Stated task ->
Reproduce the listing below in full and without alteration, apart from its pictures.

━━━ Source excerpt ━━━

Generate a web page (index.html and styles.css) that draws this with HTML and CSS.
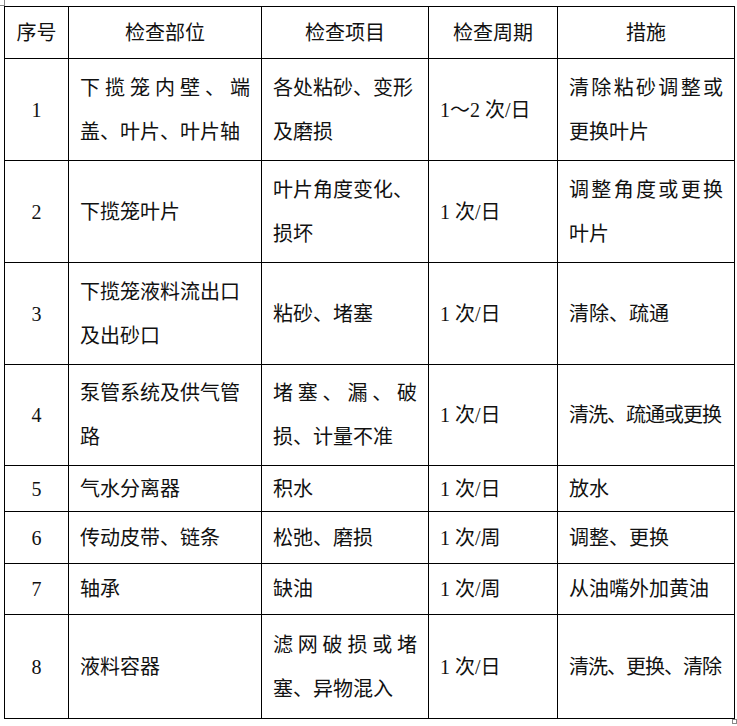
FILE: index.html
```html
<!DOCTYPE html>
<html lang="zh-CN">
<head>
<meta charset="utf-8">
<title>检查表</title>
<link rel="stylesheet" href="styles.css">
</head>
<body>
<div class="page">
  <table class="tbl">
    <colgroup>
      <col class="c1"><col class="c2"><col class="c3"><col class="c4"><col class="c5">
    </colgroup>
    <tr class="h-head">
      <th>序号</th><th>检查部位</th><th>检查项目</th><th>检查周期</th><th>措施</th>
    </tr>
    <tr class="h-big">
      <td class="num">1</td>
      <td><span class="jl">下揽笼内壁、端</span>盖、叶片、叶片轴</td>
      <td>各处粘砂、变形<br>及磨损</td>
      <td>1～2 次/日</td>
      <td><span class="jl">清除粘砂调整或</span>更换叶片</td>
    </tr>
    <tr class="h-big">
      <td class="num">2</td>
      <td>下揽笼叶片</td>
      <td>叶片角度变化、<br>损坏</td>
      <td>1 次/日</td>
      <td><span class="jl">调整角度或更换</span>叶片</td>
    </tr>
    <tr class="h-big">
      <td class="num">3</td>
      <td>下揽笼液料流出口<br>及出砂口</td>
      <td>粘砂、堵塞</td>
      <td>1 次/日</td>
      <td>清除、疏通</td>
    </tr>
    <tr class="h-big4">
      <td class="num">4</td>
      <td>泵管系统及供气管<br>路</td>
      <td><span class="jl">堵塞、漏、破</span>损、计量不准</td>
      <td>1 次/日</td>
      <td class="nw tight">清洗、疏通或更换</td>
    </tr>
    <tr class="h-5">
      <td class="num">5</td>
      <td>气水分离器</td>
      <td>积水</td>
      <td>1 次/日</td>
      <td>放水</td>
    </tr>
    <tr class="h-6">
      <td class="num">6</td>
      <td>传动皮带、链条</td>
      <td>松弛、磨损</td>
      <td>1 次/周</td>
      <td>调整、更换</td>
    </tr>
    <tr class="h-7">
      <td class="num">7</td>
      <td>轴承</td>
      <td>缺油</td>
      <td>1 次/周</td>
      <td>从油嘴外加黄油</td>
    </tr>
    <tr class="h-8">
      <td class="num">8</td>
      <td>液料容器</td>
      <td><span class="jl">滤网破损或堵</span>塞、异物混入</td>
      <td>1 次/日</td>
      <td class="nw tight">清洗、更换、清除</td>
    </tr>
  </table>
  <span class="mark-tl"></span>
  <span class="mark-br"></span>
</div>
</body>
</html>
```

FILE: styles.css
```css
html, body {
  margin: 0;
  padding: 0;
  background: #fff;
}

.page {
  position: relative;
  padding: 6px 0 0 4px;
  width: 737px;
  height: 726px;
  box-sizing: border-box;
}

.tbl {
  border-collapse: collapse;
  table-layout: fixed;
  width: 730px;
  font-family: "Liberation Serif", "Noto Sans CJK SC", serif;
  font-size: 20px;
  color: #111;
}

.c1 { width: 64px; }
.c2 { width: 193px; }
.c3 { width: 167px; }
.c4 { width: 129px; }
.c5 { width: 177px; }

.tbl th,
.tbl td {
  border: 1px solid #000;
  padding: 0 11px 0 11px;
  line-height: 44px;
  vertical-align: middle;
  text-align: left;
  font-weight: normal;
}

.tbl th {
  text-align: center;
}

.tbl td.num {
  text-align: center;
  padding: 0;
}

.h-head { height: 52px; }
.h-big { height: 102px; }
.h-big4 { height: 101px; }
.h-5 { height: 46px; }
.h-6 { height: 52px; }
.h-7 { height: 51px; }
.h-8 { height: 104px; }

.jl {
  display: block;
  text-align: justify;
  text-align-last: justify;
  text-justify: inter-character;
}

.nw { white-space: nowrap; }

.tight {
  letter-spacing: -1px;
  padding-right: 0;
}

.mark-tl {
  position: absolute;
  left: 0;
  top: 0;
  width: 4px;
  height: 5px;
  border-right: 1px solid #888;
  border-bottom: 1px solid #888;
}

.mark-br {
  position: absolute;
  left: 732px;
  top: 719px;
  width: 5px;
  height: 5px;
  border: 1px solid #888;
  box-sizing: border-box;
}
```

━━━

Answer to the problem ->
Generate a web page (index.html and styles.css) that draws this with HTML and CSS.
FILE: index.html
```html
<!DOCTYPE html>
<html lang="zh-CN">
<head>
<meta charset="utf-8">
<title>检查表</title>
<link rel="stylesheet" href="styles.css">
</head>
<body>
<div class="page">
  <table class="tbl">
    <colgroup>
      <col class="c1"><col class="c2"><col class="c3"><col class="c4"><col class="c5">
    </colgroup>
    <tr class="h-head">
      <th>序号</th><th>检查部位</th><th>检查项目</th><th>检查周期</th><th>措施</th>
    </tr>
    <tr class="h-big">
      <td class="num">1</td>
      <td><span class="jl">下揽笼内壁、端</span>盖、叶片、叶片轴</td>
      <td>各处粘砂、变形<br>及磨损</td>
      <td>1～2 次/日</td>
      <td><span class="jl">清除粘砂调整或</span>更换叶片</td>
    </tr>
    <tr class="h-big">
      <td class="num">2</td>
      <td>下揽笼叶片</td>
      <td>叶片角度变化、<br>损坏</td>
      <td>1 次/日</td>
      <td><span class="jl">调整角度或更换</span>叶片</td>
    </tr>
    <tr class="h-big">
      <td class="num">3</td>
      <td>下揽笼液料流出口<br>及出砂口</td>
      <td>粘砂、堵塞</td>
      <td>1 次/日</td>
      <td>清除、疏通</td>
    </tr>
    <tr class="h-big4">
      <td class="num">4</td>
      <td>泵管系统及供气管<br>路</td>
      <td><span class="jl">堵塞、漏、破</span>损、计量不准</td>
      <td>1 次/日</td>
      <td class="nw tight">清洗、疏通或更换</td>
    </tr>
    <tr class="h-5">
      <td class="num">5</td>
      <td>气水分离器</td>
      <td>积水</td>
      <td>1 次/日</td>
      <td>放水</td>
    </tr>
    <tr class="h-6">
      <td class="num">6</td>
      <td>传动皮带、链条</td>
      <td>松弛、磨损</td>
      <td>1 次/周</td>
      <td>调整、更换</td>
    </tr>
    <tr class="h-7">
      <td class="num">7</td>
      <td>轴承</td>
      <td>缺油</td>
      <td>1 次/周</td>
      <td>从油嘴外加黄油</td>
    </tr>
    <tr class="h-8">
      <td class="num">8</td>
      <td>液料容器</td>
      <td><span class="jl">滤网破损或堵</span>塞、异物混入</td>
      <td>1 次/日</td>
      <td class="nw tight">清洗、更换、清除</td>
    </tr>
  </table>
  <span class="mark-tl"></span>
  <span class="mark-br"></span>
</div>
</body>
</html>
```

FILE: styles.css
```css
html, body {
  margin: 0;
  padding: 0;
  background: #fff;
}

.page {
  position: relative;
  padding: 6px 0 0 4px;
  width: 737px;
  height: 726px;
  box-sizing: border-box;
}

.tbl {
  border-collapse: collapse;
  table-layout: fixed;
  width: 730px;
  font-family: "Liberation Serif", "Noto Sans CJK SC", serif;
  font-size: 20px;
  color: #111;
}

.c1 { width: 64px; }
.c2 { width: 193px; }
.c3 { width: 167px; }
.c4 { width: 129px; }
.c5 { width: 177px; }

.tbl th,
.tbl td {
  border: 1px solid #000;
  padding: 0 11px 0 11px;
  line-height: 44px;
  vertical-align: middle;
  text-align: left;
  font-weight: normal;
}

.tbl th {
  text-align: center;
}

.tbl td.num {
  text-align: center;
  padding: 0;
}

.h-head { height: 52px; }
.h-big { height: 102px; }
.h-big4 { height: 101px; }
.h-5 { height: 46px; }
.h-6 { height: 52px; }
.h-7 { height: 51px; }
.h-8 { height: 104px; }

.jl {
  display: block;
  text-align: justify;
  text-align-last: justify;
  text-justify: inter-character;
}

.nw { white-space: nowrap; }

.tight {
  letter-spacing: -1px;
  padding-right: 0;
}

.mark-tl {
  position: absolute;
  left: 0;
  top: 0;
  width: 4px;
  height: 5px;
  border-right: 1px solid #888;
  border-bottom: 1px solid #888;
}

.mark-br {
  position: absolute;
  left: 732px;
  top: 719px;
  width: 5px;
  height: 5px;
  border: 1px solid #888;
  box-sizing: border-box;
}
```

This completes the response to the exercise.